Также присутствовал генерал царского штаба, профессор военной академии, в которой люди гордились своей способностью читать лекции. Он восторгался нашими лекциями и был изумлён тем, как Петрову удалось вызвать в аудитории такой живой интерес столь «сухим философским материалом», как он выразился. В тот вечер г-н Гурджиев взял с собой Петрова в ресторан. Это была большая награда в то время – возможность поговорить с г-ном Гурджиевым наедине. Это был ещё один случай, когда учитель заставил человека сильно переживать, но ученик с готовностью стерпел. Г-н Гурджиев никогда не оставлял это незамеченным.
Следующая публичная лекция была назначена на грядущее воскресенье, и мы ожидали её с большим нетерпением. Мы надеялись, что будет выступать сам г-н Гурджиев. Мы думали, что можем услышать что-то, чего мы ещё не слышали, может быть даже что-то о сверхъестественном. Наш интерес к магии и всяким другим феноменам подобного рода ещё не утих в те дни. Мы надеялись, мы ждали… но снова г-н Гурджиев заставил нас помнить нашу цель и почему мы здесь были.
В четверг везде в Ессентуках были развешаны объявления, сообщающие, что пройдёт лекция общеизвестного «доктора Чёрного». Другими словами, лекциям придавали особо подозрительный характер. Репутация «доктора Чёрного» как шарлатана была хорошо известна из сатирических стихов, опубликованных в брошюрах того периода, под названиями «Судебный процесс Яна Гуса» и «Дурной вестник доктор Чёрный». Но возможно, что такого доктора не существовало, потому что его никто никогда не встречал.
Для чего это делалось? Почему вначале в Санкт-Петербурге г-н Гурджиев сказал Успенскому, что встреча состоится в модном дамском салоне? А когда пришло время, Успенский узнал, что, несмотря на договорённость, встреча произойдёт в школьном классе. Почему было нужно создавать иллюзии для Успенского? Почему было нужно для меня, новичка, организовать встречу в столь сомнительном кафе на Невском? Почему сейчас этот «доктор Чёрный»? Почему с самой первой встречи для будущих учеников всегда намёк на шарлатанство?

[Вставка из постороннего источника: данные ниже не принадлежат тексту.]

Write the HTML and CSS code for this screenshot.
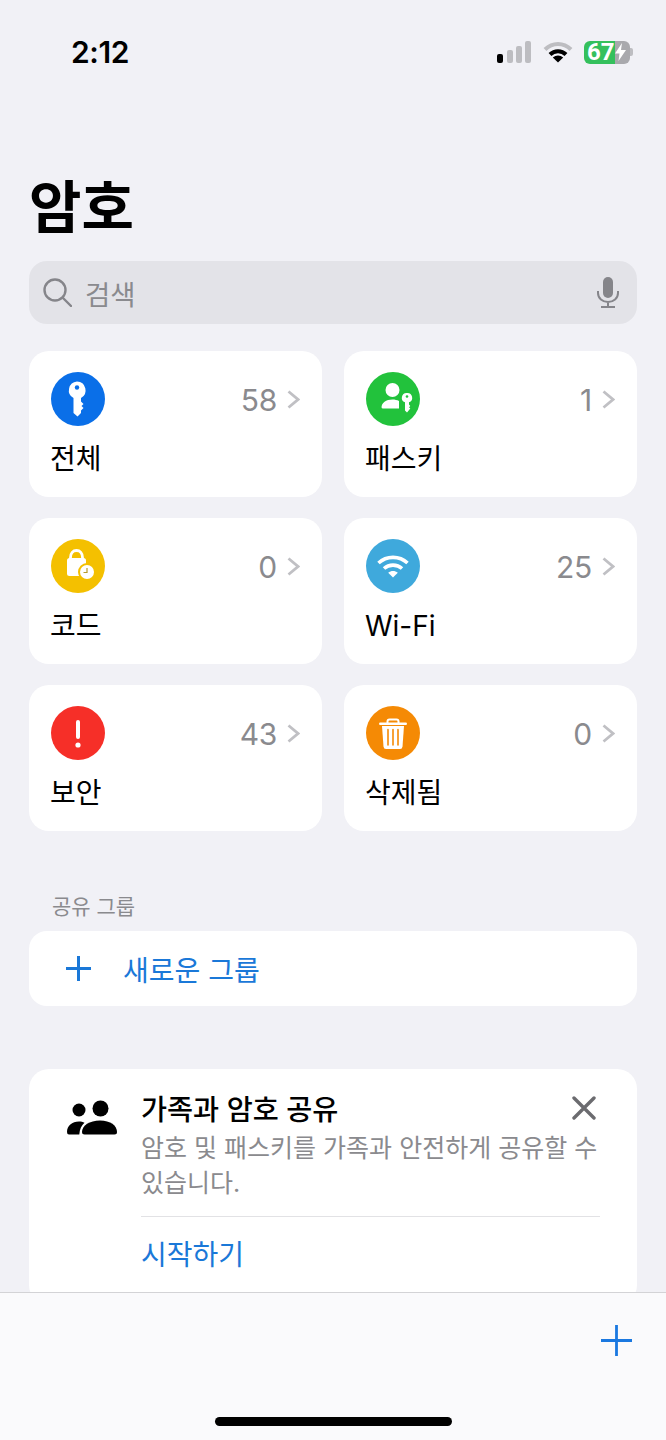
FILE: index.html
```html
<!DOCTYPE html>
<html lang="ko">
<head>
    <meta charset="UTF-8">
    <meta name="viewport" content="width=device-width, initial-scale=1.0">
    <title>암호</title>
    <link rel="stylesheet" href="styles.css">
</head>
<body>
    <div class="status">
        <span class="time">2:12</span>
        <div class="status-icons">
            <svg class="signal" width="35" height="22" viewBox="0 0 35 22">
                <rect x="0" y="13" width="6" height="9" rx="2" fill="#000"/>
                <rect x="10" y="9" width="6" height="13" rx="2" fill="#bdbdc1"/>
                <rect x="19" y="5" width="6" height="17" rx="2" fill="#bdbdc1"/>
                <rect x="28" y="0" width="6" height="22" rx="2" fill="#bdbdc1"/>
            </svg>
            <svg class="wifi" width="30" height="22" viewBox="0 0 30 22" fill="none" stroke-width="4">
                <path d="M2 8.500C9.500 1 20.500 1 28 8.500" stroke="#bdbdc1"/>
                <path d="M7 13.500C11.500 9 18.500 9 23 13.500" stroke="#000"/>
                <path d="M15 21.500L9.800 16.500C12.800 13.700 17.200 13.700 20.200 16.500Z" fill="#000" stroke="none"/>
            </svg>
            <div class="battery">
                <span class="battery-level">67</span>
                <svg width="11" height="18" viewBox="0 0 11 18"><path d="M7 0L0 10.500H4.500L3.500 18L11 7H6Z" fill="#fff"/></svg>
            </div>
            <div class="battery-tip"></div>
        </div>
    </div>

    <h1 class="title">암호</h1>

    <div class="search">
        <svg width="29" height="29" viewBox="0 0 29 29" fill="none" stroke="#85858a" stroke-width="2.400" stroke-linecap="round">
            <circle cx="12" cy="12" r="10.500"/>
            <path d="M20 20L28 28"/>
        </svg>
        <span class="search-text">검색</span>
        <svg class="mic" width="22" height="31" viewBox="0 0 22 31" fill="none" stroke="#85858a" stroke-width="2">
            <rect x="6" y="0" width="10" height="21" rx="5" fill="#85858a" stroke="none"/>
            <path d="M1 14V16C1 21.500 5.500 25 11 25S21 21.500 21 16V14M11 25V30M4 30H18"/>
        </svg>
    </div>

    <div class="grid">
        <div class="card">
            <div class="card-top">
                <svg class="badge" width="54" height="54" viewBox="0 0 54 54">
                    <circle cx="27" cy="27" r="27" fill="#0a6fe8"/>
                    <path d="M26 9.500A8.800 8.800 0 0 1 30 26V29.500L32.500 32L30.500 34L32.500 36L30 38.500V41L26.500 44.500L22.500 41V26A8.800 8.800 0 0 1 26 9.500Z" fill="#fff"/>
                    <circle cx="26" cy="15.500" r="2.200" fill="#0a6fe8"/>
                </svg>
                <span class="count">58</span>
                <svg class="chevron" width="13" height="19" viewBox="0 0 13 19"><path d="M1.500 1.500L11 9.500L1.500 17.500"/></svg>
            </div>
            <div class="label">전체</div>
        </div>
        <div class="card">
            <div class="card-top">
                <svg class="badge" width="54" height="54" viewBox="0 0 54 54">
                    <circle cx="27" cy="27" r="27" fill="#22c23c"/>
                    <circle cx="26.500" cy="18" r="7" fill="#fff"/>
                    <path d="M15.500 36C15.500 30.500 20 27.500 26.500 27.500C29 27.500 31 28 33 29V36.500H17Q15.500 36.500 15.500 35Z" fill="#fff"/>
                    <circle cx="41" cy="26" r="7" fill="#22c23c"/>
                    <path d="M41 21A4.800 4.800 0 0 1 43 30.300V32.500L44.300 34L43 35.300L44.300 36.500L41 40.500L39 38.500V30.300A4.800 4.800 0 0 1 41 21Z" fill="#fff"/>
                    <circle cx="41" cy="24.500" r="1.300" fill="#22c23c"/>
                </svg>
                <span class="count">1</span>
                <svg class="chevron" width="13" height="19" viewBox="0 0 13 19"><path d="M1.500 1.500L11 9.500L1.500 17.500"/></svg>
            </div>
            <div class="label">패스키</div>
        </div>
        <div class="card">
            <div class="card-top">
                <svg class="badge" width="54" height="54" viewBox="0 0 54 54">
                    <circle cx="27" cy="27" r="27" fill="#f4c000"/>
                    <path d="M19.500 20V18.500C19.500 14 22 11.500 25.500 11.500S31.500 14 31.500 18.500V20" fill="none" stroke="#fff" stroke-width="2.800"/>
                    <rect x="16" y="19" width="19" height="18" rx="2.500" fill="#fff"/>
                    <circle cx="36" cy="33" r="9" fill="#f4c000"/>
                    <circle cx="36" cy="33" r="7" fill="#fff"/>
                    <path d="M36 29V33.500H32.500" fill="none" stroke="#b79a2a" stroke-width="1.200"/>
                </svg>
                <span class="count">0</span>
                <svg class="chevron" width="13" height="19" viewBox="0 0 13 19"><path d="M1.500 1.500L11 9.500L1.500 17.500"/></svg>
            </div>
            <div class="label">코드</div>
        </div>
        <div class="card">
            <div class="card-top">
                <svg class="badge" width="54" height="54" viewBox="0 0 54 54" fill="none" stroke="#fff" stroke-width="3.600">
                    <circle cx="27" cy="27" r="27" fill="#3fa9dc" stroke="none"/>
                    <path d="M12.500 24C20.500 16.500 33.500 16.500 41.500 24"/>
                    <path d="M18 29.500C23 25 31 25 36 29.500"/>
                    <path d="M27 38.500L22.200 33.800C25 31.500 29 31.500 31.800 33.800Z" fill="#fff" stroke="none"/>
                </svg>
                <span class="count">25</span>
                <svg class="chevron" width="13" height="19" viewBox="0 0 13 19"><path d="M1.500 1.500L11 9.500L1.500 17.500"/></svg>
            </div>
            <div class="label">Wi-Fi</div>
        </div>
        <div class="card">
            <div class="card-top">
                <svg class="badge" width="54" height="54" viewBox="0 0 54 54">
                    <circle cx="27" cy="27" r="27" fill="#f62f28"/>
                    <rect x="25" y="14" width="4" height="19" rx="2" fill="#fff"/>
                    <circle cx="27" cy="39" r="2.600" fill="#fff"/>
                </svg>
                <span class="count">43</span>
                <svg class="chevron" width="13" height="19" viewBox="0 0 13 19"><path d="M1.500 1.500L11 9.500L1.500 17.500"/></svg>
            </div>
            <div class="label">보안</div>
        </div>
        <div class="card">
            <div class="card-top">
                <svg class="badge" width="54" height="54" viewBox="0 0 54 54">
                    <circle cx="27" cy="27" r="27" fill="#f58a05"/>
                    <path d="M21.500 17V15.500Q21.500 13.500 23.500 13.500H30.500Q32.500 13.500 32.500 15.500V17" fill="none" stroke="#fff" stroke-width="2"/>
                    <rect x="13" y="16.500" width="28" height="2.500" rx="1.200" fill="#fff"/>
                    <path d="M16 20H38L36.500 40.500Q36.300 43 34 43H20Q17.700 43 17.500 40.500Z" fill="#fff"/>
                    <path d="M22 23.500V39M27 23.500V39M32 23.500V39" stroke="#f58a05" stroke-width="1.600" stroke-linecap="round"/>
                </svg>
                <span class="count">0</span>
                <svg class="chevron" width="13" height="19" viewBox="0 0 13 19"><path d="M1.500 1.500L11 9.500L1.500 17.500"/></svg>
            </div>
            <div class="label">삭제됨</div>
        </div>
    </div>

    <div class="section-title">공유 그룹</div>
    <div class="group-row">
        <svg width="25" height="25" viewBox="0 0 25 25" stroke="#1a78d8" stroke-width="3"><path d="M12.500 0V25M0 12.500H25"/></svg>
        <span class="group-text">새로운 그룹</span>
    </div>

    <div class="info-card">
        <svg class="people" width="51" height="36" viewBox="0 0 51 36" fill="#000">
            <circle cx="13" cy="10" r="6.500"/>
            <circle cx="34.500" cy="8.500" r="8"/>
            <path d="M1 32C1 26 6 21.500 13 21.500C15 21.500 17 22 18.500 22.800C15.500 25.500 13.700 29 13.300 34.500H3Q1 34.500 1 32Z"/>
            <path d="M16 32C16 25.500 23.500 20.500 34 20.500S51 25.500 51 32Q51 34.500 48.500 34.500H18.500Q16 34.500 16 32Z"/>
        </svg>
        <div class="info-body">
            <div class="info-head">
                <div class="info-title">가족과 암호 공유</div>
                <svg class="close" width="24" height="24" viewBox="0 0 24 24" stroke="#6b6b6f" stroke-width="3.400" stroke-linecap="round"><path d="M2 2L22 22M22 2L2 22"/></svg>
            </div>
            <p class="info-text">암호 및 패스키를 가족과 안전하게 공유할 수 있습니다.</p>
            <div class="info-link">시작하기</div>
        </div>
    </div>

    <div class="toolbar">
        <svg class="add" width="31" height="31" viewBox="0 0 31 31" stroke="#1a78e0" stroke-width="2.800"><path d="M15.500 0V31M0 15.500H31"/></svg>
        <div class="home-bar"></div>
    </div>
</body>
</html>
```

FILE: styles.css
```css
body {
    background-color: #f1f1f6;
    color: #000;
    font-family: Inter, "Noto Sans CJK KR", sans-serif;
    margin: 0;
    height: 1440px;
    overflow: hidden;
    position: relative;
}

/* status bar */
.status {
    height: 104px;
    display: flex;
    align-items: center;
    justify-content: space-between;
    padding: 0 33px 0 71px;
}

.time {
    font-size: 30px;
    font-weight: 600;
    letter-spacing: -0.4px;
}

.status-icons {
    display: flex;
    align-items: center;
}

.signal {
    margin-right: 11px;
}

.wifi {
    margin-right: 11px;
}

.battery {
    width: 46px;
    height: 23px;
    box-sizing: border-box;
    padding-left: 3px;
    border-radius: 6px;
    background: linear-gradient(to right, #34c05c 67%, #a9a9ad 67%);
    display: flex;
    align-items: center;
    color: #fff;
}

.battery-level {
    font-family: Roboto, sans-serif;
    font-size: 24px;
    font-weight: 700;
    line-height: 23px;
}

.battery-tip {
    width: 3px;
    height: 8px;
    background-color: #bdbdc1;
    border-radius: 0 2px 2px 0;
}

/* header */
.title {
    font-size: 57px;
    font-weight: 700;
    line-height: 64px;
    margin: 72px 0 21px 29px;
}

.search {
    height: 63px;
    margin: 0 29px;
    padding: 0 18px 0 14px;
    background-color: #e3e3e8;
    border-radius: 18px;
    display: flex;
    align-items: center;
}

.search-text {
    font-size: 27.500px;
    color: #8a8a8e;
    margin-left: 13px;
}

.mic {
    margin-left: auto;
}

/* cards */
.grid {
    display: grid;
    grid-template-columns: 293px 293px;
    grid-auto-rows: 146px;
    column-gap: 22px;
    row-gap: 21px;
    margin: 27px 29px 0;
}

.card {
    background-color: #fff;
    border-radius: 20px;
    padding: 21px 22px 0 21px;
}

.card-top {
    display: flex;
    align-items: center;
    height: 54px;
}

.badge {
    margin-left: 1px;
    margin-right: auto;
}

.count {
    font-size: 30px;
    line-height: 36px;
    letter-spacing: -0.3px;
    color: #8a8a8e;
    margin: 1px 10px 0 0;
}

.chevron {
    fill: none;
    stroke: #c0c0c4;
    stroke-width: 2.800;
}

.label {
    font-size: 28px;
    line-height: 40px;
    margin-top: 13px;
}

/* shared groups */
.section-title {
    font-size: 21px;
    line-height: 30px;
    color: #8a8a8e;
    margin: 61px 0 9px 52px;
}

.group-row {
    height: 75px;
    margin: 0 29px;
    padding-left: 37px;
    background-color: #fff;
    border-radius: 18px;
    display: flex;
    align-items: center;
}

.group-text {
    font-size: 28px;
    color: #1a78d8;
    margin-left: 32px;
}

/* family sharing card */
.info-card {
    margin: 63px 29px 0;
    padding: 22px 37px 30px;
    background-color: #fff;
    border-radius: 20px;
    display: flex;
    align-items: flex-start;
}

.people {
    margin-top: 9px;
    margin-right: 24px;
    flex-shrink: 0;
}

.info-body {
    flex: 1;
}

.info-head {
    display: flex;
    justify-content: space-between;
}

.info-title {
    font-size: 28.300px;
    font-weight: 500;
    line-height: 38px;
}

.close {
    margin: 5px 4px 0 0;
}

.info-text {
    font-size: 25px;
    line-height: 35px;
    color: #8a8a8e;
    margin: 2px 0 0;
    padding-bottom: 15px;
    border-bottom: 1px solid #e2e2e5;
}

.info-link {
    font-size: 28px;
    line-height: 40px;
    color: #1a78d8;
    margin-top: 18px;
}

/* bottom toolbar */
.toolbar {
    position: absolute;
    left: 0;
    right: 0;
    bottom: 0;
    height: 147px;
    background-color: #fafafc;
    border-top: 1px solid #d3d3d6;
}

.add {
    display: block;
    margin: 32px 34px 0 auto;
}

.home-bar {
    width: 237px;
    height: 9px;
    background-color: #000;
    border-radius: 5px;
    margin: 61px auto 0;
}
```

Всё это можно объяснить только решимостью г-на Гурджиева заставить нас работать, помнить нашу настоящую цель. И если она серьёзна, то должна оставаться неколебимой, несмотря ни на какие действия с его стороны. Учителя обычно окружают себя атмосферой большой серьёзности и важности – для создания у новичков хорошего впечатления о них. С г-ном Гурджиевым было всё наоборот: новому человеку всегда демонстрировалось всё, что может отвратить, или даже испугать. У новичка была возможность встретиться с г-ном Гурджиевым и поговорить с ним, но тут же неожиданно появлялось некое препятствие, которое нужно было преодолеть. С другой стороны, г-н Гурджиев никогда не позволял новичку уйти с пустыми руками, если он пришёл с истинными вопросами и говорит о чём-то, что для него по-настоящему важно.
Пришло следующее воскресенье, когда лекции читал Успенский. Во время перерыва на чай к г-ну Гурджиеву подошёл пожилой человек с длинной бородой. Он спрашивал о йогах. Это был человек, поверхностно интересовавшийся индийскими учениями. Г-н Гурджиев сделал вид, что он даже никогда не слышал о названиях различных йоговских методов. Тогда этот интеллектуал начал важно рассказывать о «хатха-йоге» и прочем, но г-н Гурджиев быстро его прервал, сказав: «Хорошо, но моя йога называется айда-йога». Нет необходимости говорить, как изумлен, был интеллектуал, услышав о новой йоге. Он ничего не понял. Однако г-н Гурджиев выразил, таким образом, идею, полную смысла, но смог ли тот ухватить её?